C'est dans ce sens que le Malbim opère une relecture originale de la suite du verset précité: "Car maintenant Je sais que tu es un homme craignant D., car à MOI tu n'as pas refusé ton fils, ton unique." (ib.): Pour quelle raison, s'interroge-t-il, ce verset éprouve-t-il le besoin d'indiquer qu'Itsh'ak est le fils unique d'Avraham? Ne le savons-nous pas depuis belle lurette? C'est pourquoi il nous invite à déstructurer ce verset afin de le comprendre différemment: Je sais maintenant que tu es un homme craignant (vraiment) D., car si tu as refusé (Itsh'ak à la mort, c.a.d. si tu t'es résolu à ne pas le sacrifier), ce n'est pas parce qu'il était ton fils, ton unique, mais uniquement pour obéir à l'injonction émanant de MOI (de ne pas le faire). La preuve qu'Avraham est réellement habité par la crainte de D. ne réside donc pas tant dans l'obéissance à l'ordre initial (celui de sacrifier Itsh'ak) que dans sa réticence à ne pas s'y soumettre.

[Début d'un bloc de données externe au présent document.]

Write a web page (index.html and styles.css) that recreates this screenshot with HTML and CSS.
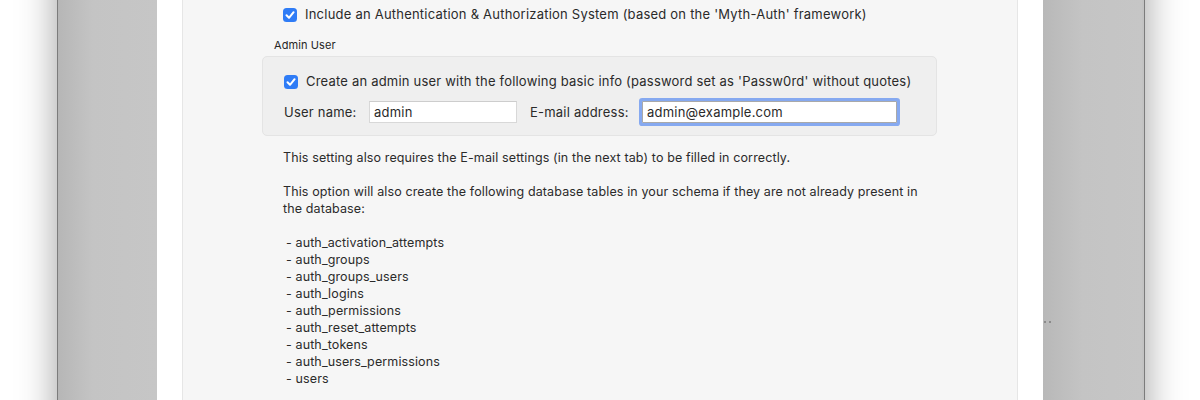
FILE: index.html
```html
<!DOCTYPE html>
<html>
<head>
<meta charset="utf-8">
<link rel="stylesheet" href="styles.css">
</head>
<body>
<div class="window">
  <div class="side side-left"></div>
  <div class="sheet">
    <div class="panel">
      <label class="check-row top-row">
        <span class="checkbox"><svg viewBox="0 0 14 14" width="14" height="14"><path d="M3.5 7.3 L6 9.8 L10.6 4.2" fill="none" stroke="#fff" stroke-width="2" stroke-linecap="round" stroke-linejoin="round"/></svg></span>
        <span class="line1">Include an Authentication &amp; Authorization System (based on the 'Myth-Auth' framework)</span>
      </label>
      <div class="group-title">Admin User</div>
      <div class="group">
        <label class="check-row">
          <span class="checkbox"><svg viewBox="0 0 14 14" width="14" height="14"><path d="M3.5 7.3 L6 9.8 L10.6 4.2" fill="none" stroke="#fff" stroke-width="2" stroke-linecap="round" stroke-linejoin="round"/></svg></span>
          <span class="line2">Create an admin user with the following basic info (password set as 'Passw0rd' without quotes)</span>
        </label>
        <div class="field-row">
          <span class="field-label user-label">User name:</span>
          <span class="input input-user">admin</span>
          <span class="field-label email-label">E-mail address:</span>
          <span class="input input-email">admin@example.com</span>
        </div>
      </div>
      <div class="desc">
        <p>This setting also requires the E-mail settings (in the next tab) to be filled in correctly.</p>
        <p>This option will also create the following database tables in your schema if they are not already present in the database:</p>
        <ul class="tables">
          <li>- auth_activation_attempts</li>
          <li>- auth_groups</li>
          <li>- auth_groups_users</li>
          <li>- auth_logins</li>
          <li>- auth_permissions</li>
          <li>- auth_reset_attempts</li>
          <li>- auth_tokens</li>
          <li>- auth_users_permissions</li>
          <li>- users</li>
        </ul>
      </div>
    </div>
  </div>
  <div class="side side-right"><span class="grip"></span></div>
</div>
</body>
</html>
```
FILE: styles.css
```css
html, body {
  margin: 0;
  padding: 0;
  background: #ffffff;
  overflow: hidden;
  height: 400px;
}
body {
  font-family: Inter, "Liberation Sans", Arial, sans-serif;
  font-size: 13px;
  color: #2a2a2a;
  letter-spacing: 0.22px;
}
.window {
  display: flex;
  margin-left: 57px;
  width: 1086px;
  height: 520px;
  margin-top: -60px;
  border-left: 1px solid #7c7c7c;
  border-right: 1px solid #7c7c7c;
  box-shadow: 0 0 36px rgba(0, 0, 0, 0.38);
  background: #c3c3c3;
}
.side {
  width: 99px;
  flex: none;
  background: linear-gradient(90deg, #b6b6b6 0%, #c4c4c4 35%, #c6c6c6 100%);
}
.side-right {
  background: linear-gradient(90deg, #b8b8b8 0%, #c4c4c4 40%, #c6c6c6 100%);
  padding-top: 381px;
  box-sizing: border-box;
}
.grip {
  display: block;
  width: 7px;
  height: 2px;
  margin-left: 1px;
  background: radial-gradient(circle at 1px 1px, #8a8a8a 1px, transparent 1.2px) 0 0 / 5px 2px repeat-x;
}
.sheet {
  width: 886px;
  flex: none;
  background: #ffffff;
  padding: 0 25px;
  box-sizing: border-box;
}
.panel {
  height: 100%;
  background: #f6f6f6;
  border-left: 1px solid #e6e6e6;
  border-right: 1px solid #e6e6e6;
  padding: 60px 0 0 79px;
  box-sizing: border-box;
}
.check-row {
  display: flex;
  align-items: center;
  gap: 8px;
  height: 17px;
  padding-left: 21px;
  line-height: 17px;
  white-space: nowrap;
}
.top-row {
  margin-top: 6px;
}
.checkbox {
  width: 14px;
  height: 14px;
  border-radius: 3.5px;
  background: #2f7cf6;
  display: flex;
  align-items: center;
  justify-content: center;
  flex: none;
}
.checkbox svg { display: block; }
.line2 {
  letter-spacing: 0.2px;
}
.group-title {
  font-size: 11px;
  letter-spacing: 0.1px;
  color: #262626;
  margin-top: 16px;
  padding-left: 12px;
  height: 13px;
  line-height: 13px;
}
.group {
  width: 675px;
  box-sizing: border-box;
  margin-top: 4px;
  background: #efefef;
  border: 1px solid #e4e4e4;
  border-radius: 5px;
  padding: 16px 0 11px 0;
}
.field-row {
  display: flex;
  align-items: center;
  padding-left: 21px;
  margin-top: 9px;
  height: 25px;
  white-space: nowrap;
}
.field-label {
  color: #2a2a2a;
}
.user-label {
  width: 85px;
  flex: none;
}
.input {
  display: block;
  flex: none;
  background: #ffffff;
  height: 22px;
  line-height: 20px;
  box-sizing: border-box;
  padding-left: 4px;
  border: 1px solid #d8d8d8;
  border-top-color: #cdcdcd;
  color: #2a2a2a;
}
.input-user {
  width: 148px;
}
.email-label {
  margin-left: 13px;
  width: 112px;
  flex: none;
}
.input-email {
  width: 255px;
  border: 1px solid #a9a9a9;
  box-shadow: 0 0 0 3px #86a9f0;
  border-radius: 1px;
}
.desc {
  padding-left: 21px;
  padding-top: 13px;
  line-height: 17px;
  color: #2b2b2b;
  width: 645px;
  font-size: 12.5px;
  letter-spacing: 0.12px;
}
.desc p {
  margin: 0 0 17px 0;
}
.tables {
  list-style: none;
  margin: 0;
  padding: 0 0 0 3px;
}
```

Ainsi, l'épreuve de la Akéda témoigne de façon lumineuse qu'au terme de son parcours, Avraham a fini par trouver son port d'attache, son seul havre de paix possible: celui de la Emouna, de la totale confiance en D.
L'invitation au voyage
Savoir quitter son territoire d'origine sans l'emporter à la semelle de ses souliers, savoir traverser airs, mers et déserts sans se laisser détourner pour cause d'intempéries de l'objectif fixé, et savoir aborder d'un pied ferme sur "l'autre rive du fleuve": c'est peut-être tout cela qui fait du juif un HiVRi, digne descendant d'Avraham.